» AIM OF THE EXERCISE
Report only how many lines hold the word "index".

» PROVIDED MATERIAL
+++++

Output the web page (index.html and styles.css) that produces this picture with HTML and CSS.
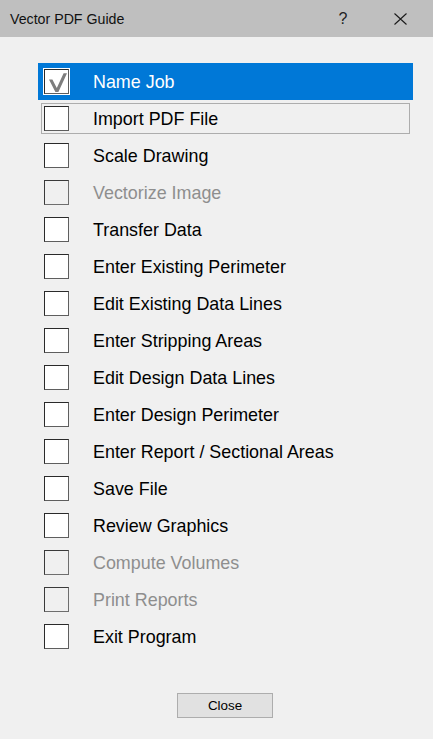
FILE: index.html
```html
<!DOCTYPE html>
<html>
<head>
<meta charset="utf-8">
<title>Vector PDF Guide</title>
<link rel="stylesheet" href="styles.css">
</head>
<body>
<div class="window">
  <div class="titlebar">
    <span class="title">Vector PDF Guide</span>
    <span class="help">?</span>
    <span class="close-x">
      <svg width="13" height="12" viewBox="0 0 13 12"><path d="M0.5 0.5 L12.5 11.5 M12.5 0.5 L0.5 11.5" stroke="#1a1a1a" stroke-width="1.1" fill="none"/></svg>
    </span>
  </div>
  <div class="content">
    <ul class="steps">
      <li class="step selected"><span class="box checked"><svg width="23" height="23" viewBox="0 0 23 23"><path d="M4 9.5 L7.4 9.5 L11.8 18 L18.6 3.2 L22 3.2 L13.4 22 L10.4 22 Z" fill="#7d7d7d"/></svg></span><span class="label">Name Job</span></li>
      <li class="step focused"><span class="box"></span><span class="label">Import PDF File</span></li>
      <li class="step"><span class="box"></span><span class="label">Scale Drawing</span></li>
      <li class="step disabled"><span class="box"></span><span class="label">Vectorize Image</span></li>
      <li class="step"><span class="box"></span><span class="label">Transfer Data</span></li>
      <li class="step"><span class="box"></span><span class="label">Enter Existing Perimeter</span></li>
      <li class="step"><span class="box"></span><span class="label">Edit Existing Data Lines</span></li>
      <li class="step"><span class="box"></span><span class="label">Enter Stripping Areas</span></li>
      <li class="step"><span class="box"></span><span class="label">Edit Design Data Lines</span></li>
      <li class="step"><span class="box"></span><span class="label">Enter Design Perimeter</span></li>
      <li class="step"><span class="box"></span><span class="label">Enter Report / Sectional Areas</span></li>
      <li class="step"><span class="box"></span><span class="label">Save File</span></li>
      <li class="step"><span class="box"></span><span class="label">Review Graphics</span></li>
      <li class="step disabled"><span class="box"></span><span class="label">Compute Volumes</span></li>
      <li class="step disabled"><span class="box"></span><span class="label">Print Reports</span></li>
      <li class="step"><span class="box"></span><span class="label">Exit Program</span></li>
    </ul>
    <div class="actions">
      <button class="btn">Close</button>
    </div>
  </div>
</div>
</body>
</html>
```

FILE: styles.css
```css
html, body {
  margin: 0;
  padding: 0;
  background: #f0f0f0;
}

.window {
  width: 433px;
  height: 739px;
  background: #f0f0f0;
  font-family: "Liberation Sans", Arial, sans-serif;
  overflow: hidden;
}

.titlebar {
  height: 37px;
  background: #bfbfbf;
  display: flex;
  align-items: center;
  padding: 0 26px 0 10px;
  box-sizing: border-box;
}

.title {
  font-size: 14.2px;
  color: #111;
  flex: 1;
  margin-top: 1px;
}

.help {
  width: 14px;
  text-align: center;
  font-size: 16px;
  color: #222;
  margin-top: 1px;
}

.close-x {
  margin-left: 44px;
  display: flex;
  width: 13px;
  height: 12px;
  margin-top: 1px;
}

.content {
  padding-top: 26px;
}

.steps {
  list-style: none;
  margin: 0 0 0 38px;
  padding: 0;
  width: 375px;
}

.step {
  height: 37px;
  display: flex;
  align-items: center;
  padding-left: 6px;
  box-sizing: border-box;
  font-size: 17.9px;
  color: #000;
}

.step.selected {
  background: #0078d7;
  color: #fff;
}

.step.focused {
  outline: 1px solid #adadad;
  outline-offset: -4px;
}

.step.disabled {
  color: #8e8e8e;
}

.box {
  width: 25px;
  height: 25px;
  box-sizing: border-box;
  background: #fff;
  border: 1px solid;
  border-color: #2a2a2a #5e5e5e #5e5e5e #2a2a2a;
  flex: none;
  display: flex;
  align-items: center;
  justify-content: center;
}

.box.checked {
  box-shadow: 0 0 0 1px #ffffff;
}

.step.disabled .box {
  background: #f0f0f0;
  border-color: #3a3a3a #6e6e6e #6e6e6e #3a3a3a;
}

.label {
  margin-left: 24px;
  margin-top: 1px;
  white-space: nowrap;
}

.actions {
  padding-top: 38px;
  padding-left: 177px;
}

.btn {
  width: 96px;
  height: 25px;
  background: #e1e1e1;
  border: 1px solid #adadad;
  font-family: "Liberation Sans", Arial, sans-serif;
  font-size: 13.4px;
  color: #000;
  padding: 0;
  margin: 0;
}
```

+++++

» THE COMPLETED TASK
2